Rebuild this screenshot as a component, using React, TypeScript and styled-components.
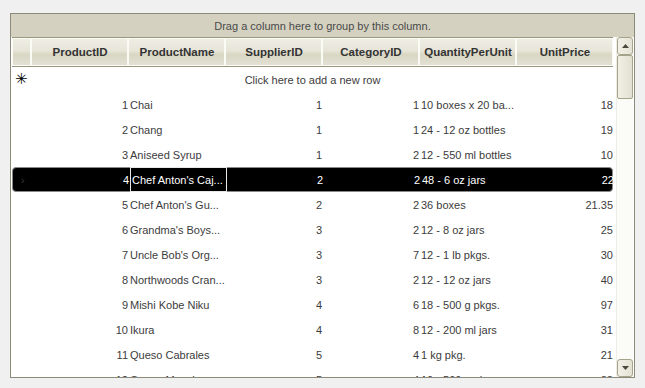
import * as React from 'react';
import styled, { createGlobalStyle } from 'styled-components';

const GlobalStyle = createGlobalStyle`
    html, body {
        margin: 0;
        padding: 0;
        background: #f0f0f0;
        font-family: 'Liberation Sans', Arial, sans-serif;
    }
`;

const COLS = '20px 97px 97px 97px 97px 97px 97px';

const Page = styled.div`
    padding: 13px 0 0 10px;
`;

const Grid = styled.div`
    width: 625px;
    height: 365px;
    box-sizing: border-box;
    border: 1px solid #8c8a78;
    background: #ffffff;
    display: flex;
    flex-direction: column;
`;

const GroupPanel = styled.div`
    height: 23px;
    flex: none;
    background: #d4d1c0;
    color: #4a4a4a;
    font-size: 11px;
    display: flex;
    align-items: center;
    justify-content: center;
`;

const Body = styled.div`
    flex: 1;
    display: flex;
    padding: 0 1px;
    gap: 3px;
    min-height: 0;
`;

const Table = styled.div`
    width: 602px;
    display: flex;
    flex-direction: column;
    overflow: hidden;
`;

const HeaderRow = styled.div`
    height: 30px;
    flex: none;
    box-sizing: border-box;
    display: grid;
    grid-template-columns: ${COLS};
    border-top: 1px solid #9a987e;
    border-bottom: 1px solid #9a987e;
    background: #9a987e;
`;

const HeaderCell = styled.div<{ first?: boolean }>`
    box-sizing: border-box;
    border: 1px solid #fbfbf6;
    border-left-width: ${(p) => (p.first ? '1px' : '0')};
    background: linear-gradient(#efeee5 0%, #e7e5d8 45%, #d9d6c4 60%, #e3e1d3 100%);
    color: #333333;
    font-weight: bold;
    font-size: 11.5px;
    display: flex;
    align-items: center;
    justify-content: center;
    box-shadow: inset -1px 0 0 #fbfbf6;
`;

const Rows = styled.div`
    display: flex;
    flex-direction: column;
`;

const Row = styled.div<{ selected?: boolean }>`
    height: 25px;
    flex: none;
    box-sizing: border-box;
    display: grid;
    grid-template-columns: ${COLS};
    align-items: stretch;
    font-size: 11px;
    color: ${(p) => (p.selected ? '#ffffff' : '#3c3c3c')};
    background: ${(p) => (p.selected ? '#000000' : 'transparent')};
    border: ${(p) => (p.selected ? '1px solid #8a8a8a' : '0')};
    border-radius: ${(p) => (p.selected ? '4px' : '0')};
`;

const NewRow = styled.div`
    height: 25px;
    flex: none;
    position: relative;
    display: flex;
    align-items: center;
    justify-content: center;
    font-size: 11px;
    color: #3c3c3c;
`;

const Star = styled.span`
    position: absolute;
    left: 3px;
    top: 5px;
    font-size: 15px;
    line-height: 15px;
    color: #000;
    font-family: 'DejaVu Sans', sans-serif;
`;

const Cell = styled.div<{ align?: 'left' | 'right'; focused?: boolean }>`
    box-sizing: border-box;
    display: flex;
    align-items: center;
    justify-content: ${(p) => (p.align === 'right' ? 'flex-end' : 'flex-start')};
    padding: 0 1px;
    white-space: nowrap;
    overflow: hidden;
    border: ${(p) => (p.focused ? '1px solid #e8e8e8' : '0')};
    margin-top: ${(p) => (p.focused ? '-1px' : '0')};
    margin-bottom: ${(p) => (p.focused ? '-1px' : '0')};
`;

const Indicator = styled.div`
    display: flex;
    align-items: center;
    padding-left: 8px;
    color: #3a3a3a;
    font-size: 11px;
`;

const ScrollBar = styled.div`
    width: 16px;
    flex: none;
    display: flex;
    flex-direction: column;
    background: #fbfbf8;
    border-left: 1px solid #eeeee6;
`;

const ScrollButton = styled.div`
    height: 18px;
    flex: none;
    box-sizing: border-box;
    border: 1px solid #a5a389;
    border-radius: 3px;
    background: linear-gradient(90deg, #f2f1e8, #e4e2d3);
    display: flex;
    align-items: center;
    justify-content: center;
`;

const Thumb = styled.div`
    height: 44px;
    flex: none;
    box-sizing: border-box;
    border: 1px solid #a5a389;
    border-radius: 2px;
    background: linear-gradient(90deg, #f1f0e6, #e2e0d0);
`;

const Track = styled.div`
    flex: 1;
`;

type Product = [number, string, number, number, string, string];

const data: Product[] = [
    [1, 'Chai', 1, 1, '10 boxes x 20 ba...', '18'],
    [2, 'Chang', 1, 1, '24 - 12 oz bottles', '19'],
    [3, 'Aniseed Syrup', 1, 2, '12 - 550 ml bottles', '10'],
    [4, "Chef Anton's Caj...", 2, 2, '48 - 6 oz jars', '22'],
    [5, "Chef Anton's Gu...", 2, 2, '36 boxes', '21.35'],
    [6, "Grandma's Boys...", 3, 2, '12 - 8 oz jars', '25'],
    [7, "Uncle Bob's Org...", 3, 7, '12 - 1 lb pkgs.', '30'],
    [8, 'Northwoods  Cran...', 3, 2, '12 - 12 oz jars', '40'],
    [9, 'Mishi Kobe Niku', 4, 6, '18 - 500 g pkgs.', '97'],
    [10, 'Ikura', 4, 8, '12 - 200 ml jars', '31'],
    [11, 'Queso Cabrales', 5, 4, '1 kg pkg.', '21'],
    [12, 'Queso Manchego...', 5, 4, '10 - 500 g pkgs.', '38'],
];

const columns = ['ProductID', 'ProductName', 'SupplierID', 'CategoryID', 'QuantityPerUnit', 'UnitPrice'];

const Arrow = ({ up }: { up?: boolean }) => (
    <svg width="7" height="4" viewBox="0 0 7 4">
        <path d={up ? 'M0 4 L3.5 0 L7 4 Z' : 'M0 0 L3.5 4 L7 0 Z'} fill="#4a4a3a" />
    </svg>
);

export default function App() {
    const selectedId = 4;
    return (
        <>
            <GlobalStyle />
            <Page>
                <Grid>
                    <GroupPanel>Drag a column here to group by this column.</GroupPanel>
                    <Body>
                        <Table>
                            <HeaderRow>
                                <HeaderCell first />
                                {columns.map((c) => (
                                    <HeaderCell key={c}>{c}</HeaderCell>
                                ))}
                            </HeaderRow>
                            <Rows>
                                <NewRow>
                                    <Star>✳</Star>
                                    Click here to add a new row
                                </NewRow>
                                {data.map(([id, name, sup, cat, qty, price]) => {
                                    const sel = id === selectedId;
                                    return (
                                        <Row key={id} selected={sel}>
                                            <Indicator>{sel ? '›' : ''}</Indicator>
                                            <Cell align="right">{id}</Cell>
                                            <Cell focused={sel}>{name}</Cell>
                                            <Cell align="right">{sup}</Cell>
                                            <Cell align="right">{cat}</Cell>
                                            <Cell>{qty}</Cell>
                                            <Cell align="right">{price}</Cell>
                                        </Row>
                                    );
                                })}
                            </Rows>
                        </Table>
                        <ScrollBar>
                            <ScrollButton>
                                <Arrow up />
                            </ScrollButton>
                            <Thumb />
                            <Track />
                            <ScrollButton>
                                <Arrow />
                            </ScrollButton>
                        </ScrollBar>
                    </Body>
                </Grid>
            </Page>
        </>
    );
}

=====

* **SET TASK**
Return each line from the material above exactly, but not the pictures.

* **FULL SOLUTION**
Rebuild this screenshot as a component, using React, TypeScript and styled-components.
import * as React from 'react';
import styled, { createGlobalStyle } from 'styled-components';

const GlobalStyle = createGlobalStyle`
    html, body {
        margin: 0;
        padding: 0;
        background: #f0f0f0;
        font-family: 'Liberation Sans', Arial, sans-serif;
    }
`;

const COLS = '20px 97px 97px 97px 97px 97px 97px';

const Page = styled.div`
    padding: 13px 0 0 10px;
`;

const Grid = styled.div`
    width: 625px;
    height: 365px;
    box-sizing: border-box;
    border: 1px solid #8c8a78;
    background: #ffffff;
    display: flex;
    flex-direction: column;
`;

const GroupPanel = styled.div`
    height: 23px;
    flex: none;
    background: #d4d1c0;
    color: #4a4a4a;
    font-size: 11px;
    display: flex;
    align-items: center;
    justify-content: center;
`;

const Body = styled.div`
    flex: 1;
    display: flex;
    padding: 0 1px;
    gap: 3px;
    min-height: 0;
`;

const Table = styled.div`
    width: 602px;
    display: flex;
    flex-direction: column;
    overflow: hidden;
`;

const HeaderRow = styled.div`
    height: 30px;
    flex: none;
    box-sizing: border-box;
    display: grid;
    grid-template-columns: ${COLS};
    border-top: 1px solid #9a987e;
    border-bottom: 1px solid #9a987e;
    background: #9a987e;
`;

const HeaderCell = styled.div<{ first?: boolean }>`
    box-sizing: border-box;
    border: 1px solid #fbfbf6;
    border-left-width: ${(p) => (p.first ? '1px' : '0')};
    background: linear-gradient(#efeee5 0%, #e7e5d8 45%, #d9d6c4 60%, #e3e1d3 100%);
    color: #333333;
    font-weight: bold;
    font-size: 11.5px;
    display: flex;
    align-items: center;
    justify-content: center;
    box-shadow: inset -1px 0 0 #fbfbf6;
`;

const Rows = styled.div`
    display: flex;
    flex-direction: column;
`;

const Row = styled.div<{ selected?: boolean }>`
    height: 25px;
    flex: none;
    box-sizing: border-box;
    display: grid;
    grid-template-columns: ${COLS};
    align-items: stretch;
    font-size: 11px;
    color: ${(p) => (p.selected ? '#ffffff' : '#3c3c3c')};
    background: ${(p) => (p.selected ? '#000000' : 'transparent')};
    border: ${(p) => (p.selected ? '1px solid #8a8a8a' : '0')};
    border-radius: ${(p) => (p.selected ? '4px' : '0')};
`;

const NewRow = styled.div`
    height: 25px;
    flex: none;
    position: relative;
    display: flex;
    align-items: center;
    justify-content: center;
    font-size: 11px;
    color: #3c3c3c;
`;

const Star = styled.span`
    position: absolute;
    left: 3px;
    top: 5px;
    font-size: 15px;
    line-height: 15px;
    color: #000;
    font-family: 'DejaVu Sans', sans-serif;
`;

const Cell = styled.div<{ align?: 'left' | 'right'; focused?: boolean }>`
    box-sizing: border-box;
    display: flex;
    align-items: center;
    justify-content: ${(p) => (p.align === 'right' ? 'flex-end' : 'flex-start')};
    padding: 0 1px;
    white-space: nowrap;
    overflow: hidden;
    border: ${(p) => (p.focused ? '1px solid #e8e8e8' : '0')};
    margin-top: ${(p) => (p.focused ? '-1px' : '0')};
    margin-bottom: ${(p) => (p.focused ? '-1px' : '0')};
`;

const Indicator = styled.div`
    display: flex;
    align-items: center;
    padding-left: 8px;
    color: #3a3a3a;
    font-size: 11px;
`;

const ScrollBar = styled.div`
    width: 16px;
    flex: none;
    display: flex;
    flex-direction: column;
    background: #fbfbf8;
    border-left: 1px solid #eeeee6;
`;

const ScrollButton = styled.div`
    height: 18px;
    flex: none;
    box-sizing: border-box;
    border: 1px solid #a5a389;
    border-radius: 3px;
    background: linear-gradient(90deg, #f2f1e8, #e4e2d3);
    display: flex;
    align-items: center;
    justify-content: center;
`;

const Thumb = styled.div`
    height: 44px;
    flex: none;
    box-sizing: border-box;
    border: 1px solid #a5a389;
    border-radius: 2px;
    background: linear-gradient(90deg, #f1f0e6, #e2e0d0);
`;

const Track = styled.div`
    flex: 1;
`;

type Product = [number, string, number, number, string, string];

const data: Product[] = [
    [1, 'Chai', 1, 1, '10 boxes x 20 ba...', '18'],
    [2, 'Chang', 1, 1, '24 - 12 oz bottles', '19'],
    [3, 'Aniseed Syrup', 1, 2, '12 - 550 ml bottles', '10'],
    [4, "Chef Anton's Caj...", 2, 2, '48 - 6 oz jars', '22'],
    [5, "Chef Anton's Gu...", 2, 2, '36 boxes', '21.35'],
    [6, "Grandma's Boys...", 3, 2, '12 - 8 oz jars', '25'],
    [7, "Uncle Bob's Org...", 3, 7, '12 - 1 lb pkgs.', '30'],
    [8, 'Northwoods  Cran...', 3, 2, '12 - 12 oz jars', '40'],
    [9, 'Mishi Kobe Niku', 4, 6, '18 - 500 g pkgs.', '97'],
    [10, 'Ikura', 4, 8, '12 - 200 ml jars', '31'],
    [11, 'Queso Cabrales', 5, 4, '1 kg pkg.', '21'],
    [12, 'Queso Manchego...', 5, 4, '10 - 500 g pkgs.', '38'],
];

const columns = ['ProductID', 'ProductName', 'SupplierID', 'CategoryID', 'QuantityPerUnit', 'UnitPrice'];

const Arrow = ({ up }: { up?: boolean }) => (
    <svg width="7" height="4" viewBox="0 0 7 4">
        <path d={up ? 'M0 4 L3.5 0 L7 4 Z' : 'M0 0 L3.5 4 L7 0 Z'} fill="#4a4a3a" />
    </svg>
);

export default function App() {
    const selectedId = 4;
    return (
        <>
            <GlobalStyle />
            <Page>
                <Grid>
                    <GroupPanel>Drag a column here to group by this column.</GroupPanel>
                    <Body>
                        <Table>
                            <HeaderRow>
                                <HeaderCell first />
                                {columns.map((c) => (
                                    <HeaderCell key={c}>{c}</HeaderCell>
                                ))}
                            </HeaderRow>
                            <Rows>
                                <NewRow>
                                    <Star>✳</Star>
                                    Click here to add a new row
                                </NewRow>
                                {data.map(([id, name, sup, cat, qty, price]) => {
                                    const sel = id === selectedId;
                                    return (
                                        <Row key={id} selected={sel}>
                                            <Indicator>{sel ? '›' : ''}</Indicator>
                                            <Cell align="right">{id}</Cell>
                                            <Cell focused={sel}>{name}</Cell>
                                            <Cell align="right">{sup}</Cell>
                                            <Cell align="right">{cat}</Cell>
                                            <Cell>{qty}</Cell>
                                            <Cell align="right">{price}</Cell>
                                        </Row>
                                    );
                                })}
                            </Rows>
                        </Table>
                        <ScrollBar>
                            <ScrollButton>
                                <Arrow up />
                            </ScrollButton>
                            <Thumb />
                            <Track />
                            <ScrollButton>
                                <Arrow />
                            </ScrollButton>
                        </ScrollBar>
                    </Body>
                </Grid>
            </Page>
        </>
    );
}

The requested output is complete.